A total of 811 samples were included in the study; groups 1‒5 included, respectively, 136, 150, 163, 301, and 61 participants. Most donors (58%) were males, with a median age of 36-years old (interquartile range 28‒46), and 64% declared Caucasian race/ethnicity. Table 1 presents estimates of sensitivity and specificity for each group, as well as estimates according to VDRL titers in group 1. The overall sensitivity of the RDT was 91.9% in group 1, but only 81.3% in group 2. In group 3, 4 of 163 samples (2.4%) were reactive in the RDT, representing a 97.5% specificity in this group. Both groups 4 and 5 had 100% specificity. In the analysis according to the VDRL titer in group 1, we found that sensitivity varied between 75.0% among donors with a 1:1 titer, and 100% among donors with titers ≥1:16.

In this study, we found that the RDT had a very high specificity, with only 2.4% false-positive results in samples with a positive QML and negative FTA-Abs/VDRL, and no false positive results in samples with a negative QML. The overall sensitivity of the RDT was high (91.9%) in blood donor samples with reactive VDRL but varied between 75.0% and 100% according to VDRL titers. The overall sensitivity was lower (81.3%) in samples with a positive FTA-Abs and negative VDRL. These findings suggest that the RDT is a useful tool to detect active cases of syphilis but may have a more limited applicability for cases with very early or remote incident infection, or those with prior treatment. Finally, we found that the specificity of the RDT was very high in samples with positive test results for HIV.

Our findings support results from studies addressing other syphilis RDT that showed increased sensitivity when including a reactive non-treponemal test as part of the reference diagnostic workup.9 They are also reassuring for the specificity of this RDT in people living with HIV.

Our study had a few limitations regarding the specimens and the population included for analysis. We used thawed serum samples, which differ from fresh whole blood samples that are usually employed in point-of-care RDT. Since comparative studies suggest that RDT sensitivity in whole blood specimens may be lower when compared to serum samples,10 the test sensitivity observed in our study may be an overestimation of true values. As for the population included in the study, blood donors are often considered healthier than the general population; it is plausible to assume that populations with higher prevalence of comorbidities and coinfections could have a higher prevalence of false positive results due to the presence of cross-reactive antibodies. Finally, we were unable to include samples from donors with reactive results for both HIV and syphilis in our sensitivity analysis.

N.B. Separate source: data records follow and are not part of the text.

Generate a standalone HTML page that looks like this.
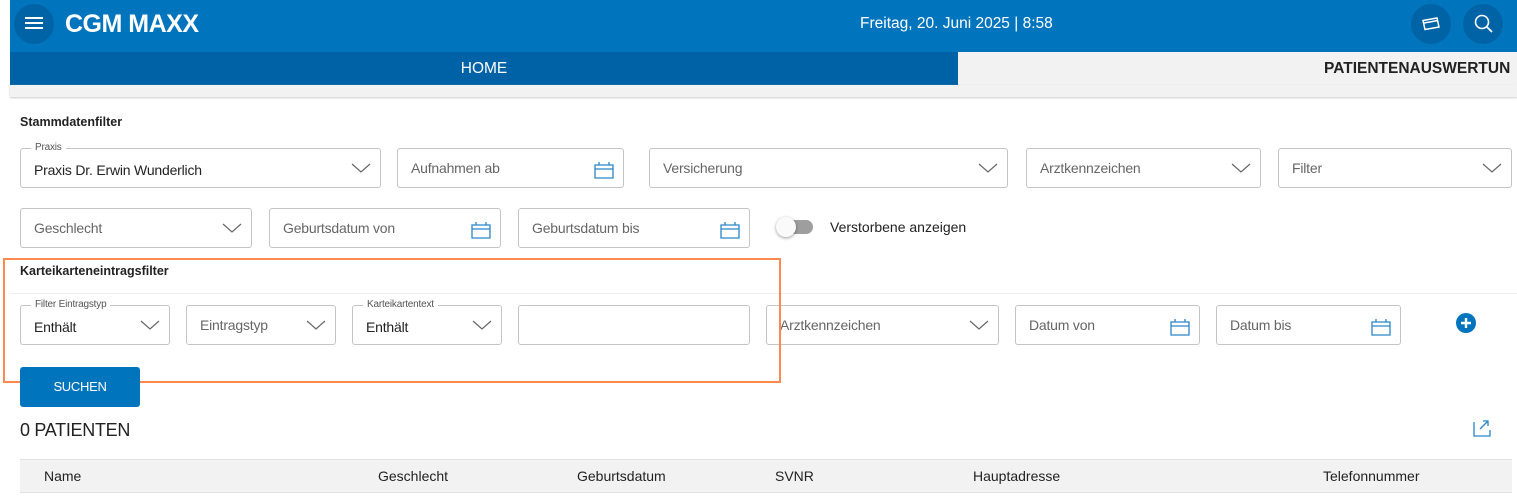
<!DOCTYPE html>
<html><head><meta charset="utf-8"><style>
*{box-sizing:border-box;margin:0;padding:0}
body{width:1517px;height:496px;overflow:hidden;background:#fff;font-family:"Liberation Sans",sans-serif;position:relative;color:#222}
.a{position:absolute}
.hdr{left:10px;top:0;width:1507px;height:52px;background:#0074bd}
.circ{border-radius:50%;background:#0063a6;width:40px;height:40px}
.f{position:absolute;height:40px;border:1px solid #c4c4c4;border-radius:3px;background:#fff}
.f span{position:absolute;left:13px;top:11px;font-size:14px;color:#666;letter-spacing:-0.2px}
.f span.v{color:#222;top:13px}
.f .lbl{position:absolute;left:10px;top:-7px;font-size:10px;color:#555;background:#fff;padding:0 4px;letter-spacing:-0.2px}
.f svg{position:absolute;right:9px;top:12px}
.h{font-size:12.5px;font-weight:bold;color:#222}
.th{position:absolute;top:468px;font-size:14px;color:#222}
</style></head><body>
<div class="a hdr"></div>
<div class="a circ" style="left:14px;top:4px"></div>
<svg class="a" style="left:25px;top:16px" width="18" height="14"><path d="M0 2H18M0 7H18M0 12H18" stroke="#fff" stroke-width="2"/></svg>
<div class="a" style="left:65px;top:10px;color:#fff;font-size:25px;font-weight:bold;letter-spacing:-0.5px">CGM MAXX</div>
<div class="a" style="left:860px;top:15px;color:#fff;font-size:15.5px">Freitag, 20. Juni 2025 | 8:58</div>
<div class="a circ" style="left:1411px;top:4px"></div>
<svg class="a" style="left:1421px;top:14px" width="20" height="20"><path d="M2 6.5L16 4L18 13L4 15.5Z M3 9L17 6.5" fill="none" stroke="#fff" stroke-width="1.5"/></svg>
<div class="a circ" style="left:1463px;top:4px"></div>
<svg class="a" style="left:1473px;top:13px" width="22" height="22"><circle cx="9" cy="9" r="6.5" fill="none" stroke="#fff" stroke-width="1.6"/><path d="M13.5 13.5L19 19" stroke="#fff" stroke-width="1.8"/></svg>
<div class="a" style="left:10px;top:52px;width:948px;height:33px;background:#0062a6;color:#fff;font-size:15.5px;text-align:center;line-height:34px">HOME</div>
<div class="a" style="left:958px;top:52px;width:559px;height:33px;background:#f2f2f2;font-size:15.5px;font-weight:bold;line-height:34px;padding-left:366px;white-space:nowrap;color:#222;overflow:hidden">PATIENTENAUSWERTUN</div>
<div class="a" style="left:10px;top:85px;width:1507px;height:12px;background:#f2f2f2;box-shadow:0 1px 2px #ccc"></div>

<div class="a h" style="left:20px;top:115px">Stammdatenfilter</div>
<div class="f" style="left:20px;top:148px;width:361px"><div class="lbl">Praxis</div><span class="v">Praxis Dr. Erwin Wunderlich</span><svg width="20" height="14"><path d="M1 3L10 11L19 3" fill="none" stroke="#666" stroke-width="1.2"/></svg></div>
<div class="f" style="left:397px;top:148px;width:227px"><span>Aufnahmen ab</span><svg width="20" height="18"><path d="M1 4H19V17H1Z M1 8H19 M5 1V4 M15 1V4" fill="none" stroke="#2a86c8" stroke-width="1.3"/></svg></div>
<div class="f" style="left:649px;top:148px;width:359px"><span>Versicherung</span><svg width="20" height="14"><path d="M1 3L10 11L19 3" fill="none" stroke="#666" stroke-width="1.2"/></svg></div>
<div class="f" style="left:1026px;top:148px;width:235px"><span>Arztkennzeichen</span><svg width="20" height="14"><path d="M1 3L10 11L19 3" fill="none" stroke="#666" stroke-width="1.2"/></svg></div>
<div class="f" style="left:1278px;top:148px;width:234px"><span>Filter</span><svg width="20" height="14"><path d="M1 3L10 11L19 3" fill="none" stroke="#666" stroke-width="1.2"/></svg></div>

<div class="f" style="left:20px;top:208px;width:232px"><span>Geschlecht</span><svg width="20" height="14"><path d="M1 3L10 11L19 3" fill="none" stroke="#666" stroke-width="1.2"/></svg></div>
<div class="f" style="left:269px;top:208px;width:232px"><span>Geburtsdatum von</span><svg width="20" height="18"><path d="M1 4H19V17H1Z M1 8H19 M5 1V4 M15 1V4" fill="none" stroke="#2a86c8" stroke-width="1.3"/></svg></div>
<div class="f" style="left:518px;top:208px;width:232px"><span>Geburtsdatum bis</span><svg width="20" height="18"><path d="M1 4H19V17H1Z M1 8H19 M5 1V4 M15 1V4" fill="none" stroke="#2a86c8" stroke-width="1.3"/></svg></div>
<div class="a" style="left:781px;top:220px;width:32px;height:14px;border-radius:7px;background:#9e9e9e"></div>
<div class="a" style="left:776px;top:217px;width:20px;height:20px;border-radius:50%;background:#fafafa;box-shadow:0 1px 3px rgba(0,0,0,.4)"></div>
<div class="a" style="left:830px;top:219px;font-size:14px;color:#222">Verstorbene anzeigen</div>

<div class="a h" style="left:20px;top:264px">Karteikarteneintragsfilter</div>
<div class="a" style="left:10px;top:293px;width:1507px;height:1px;background:#eee"></div>
<div class="f" style="left:20px;top:305px;width:150px"><div class="lbl">Filter Eintragstyp</div><span class="v">Enthält</span><svg width="20" height="14"><path d="M1 3L10 11L19 3" fill="none" stroke="#666" stroke-width="1.2"/></svg></div>
<div class="f" style="left:186px;top:305px;width:150px"><span>Eintragstyp</span><svg width="20" height="14"><path d="M1 3L10 11L19 3" fill="none" stroke="#666" stroke-width="1.2"/></svg></div>
<div class="f" style="left:352px;top:305px;width:150px"><div class="lbl">Karteikartentext</div><span class="v">Enthält</span><svg width="20" height="14"><path d="M1 3L10 11L19 3" fill="none" stroke="#666" stroke-width="1.2"/></svg></div>
<div class="f" style="left:518px;top:305px;width:232px"></div>
<div class="f" style="left:766px;top:305px;width:233px"><span>Arztkennzeichen</span><svg width="20" height="14"><path d="M1 3L10 11L19 3" fill="none" stroke="#666" stroke-width="1.2"/></svg></div>
<div class="f" style="left:1015px;top:305px;width:185px"><span>Datum von</span><svg width="20" height="18"><path d="M1 4H19V17H1Z M1 8H19 M5 1V4 M15 1V4" fill="none" stroke="#2a86c8" stroke-width="1.3"/></svg></div>
<div class="f" style="left:1216px;top:305px;width:185px"><span>Datum bis</span><svg width="20" height="18"><path d="M1 4H19V17H1Z M1 8H19 M5 1V4 M15 1V4" fill="none" stroke="#2a86c8" stroke-width="1.3"/></svg></div>
<svg class="a" style="left:1456px;top:313px" width="20" height="20"><circle cx="10" cy="10" r="10" fill="#0074bd"/><path d="M10 5V15M5 10H15" stroke="#fff" stroke-width="2.4"/></svg>

<div class="a" style="left:3px;top:258px;width:778px;height:125px;border:2px solid #ff8a50"></div>
<div class="a" style="left:20px;top:367px;width:120px;height:40px;background:#0074bd;border-radius:3px;color:#fff;font-size:13px;text-align:center;line-height:40px;letter-spacing:-0.3px">SUCHEN</div>
<div class="a" style="left:20px;top:420px;font-size:18px;color:#222;letter-spacing:-0.3px">0 PATIENTEN</div>
<svg class="a" style="left:1472px;top:418px" width="20" height="20"><path d="M2 4V18H18V12 M8 11L16 3 M11 3H16V8" fill="none" stroke="#2a86c8" stroke-width="1.3"/></svg>

<div class="a" style="left:20px;top:459px;width:1492px;height:34px;background:#f2f2f2;border-top:1px solid #e0e0e0;border-bottom:1px solid #e0e0e0"></div>
<div class="th" style="left:44px">Name</div>
<div class="th" style="left:378px">Geschlecht</div>
<div class="th" style="left:577px">Geburtsdatum</div>
<div class="th" style="left:775px">SVNR</div>
<div class="th" style="left:973px">Hauptadresse</div>
<div class="th" style="left:1323px">Telefonnummer</div>
</body></html>
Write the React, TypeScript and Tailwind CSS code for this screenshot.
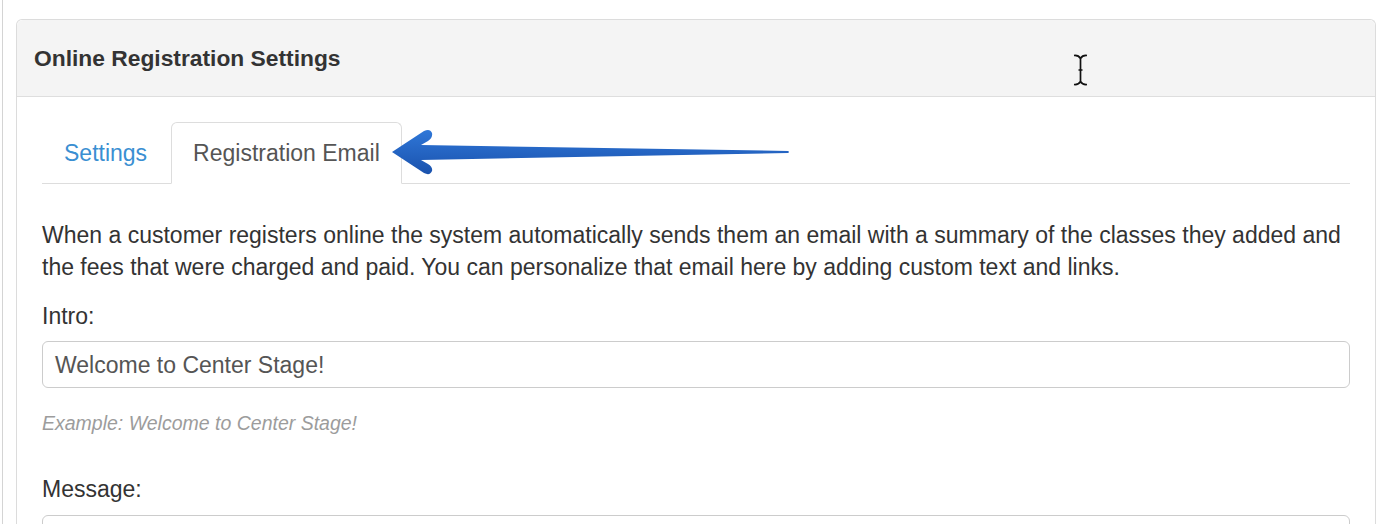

Despite these limitations, our study included a large number of well-characterized samples and demonstrated a consistent trend of lower sensitivity of the RDT in samples with lower or negative VDRL titers. Although our findings suggest that the RDT is a robust tool to detect active syphilis cases, certain conditions that require higher test sensitivity, such as antenatal care, may benefit from strategies such as recurrent testing and concurrent use of conventional laboratory-based tests. Our results also provide useful information for the development of testing policies in Brazil as well as other countries. The implementation of robust point-of-care tests is a key strategy to control the dissemination and detrimental outcomes associated with syphilis.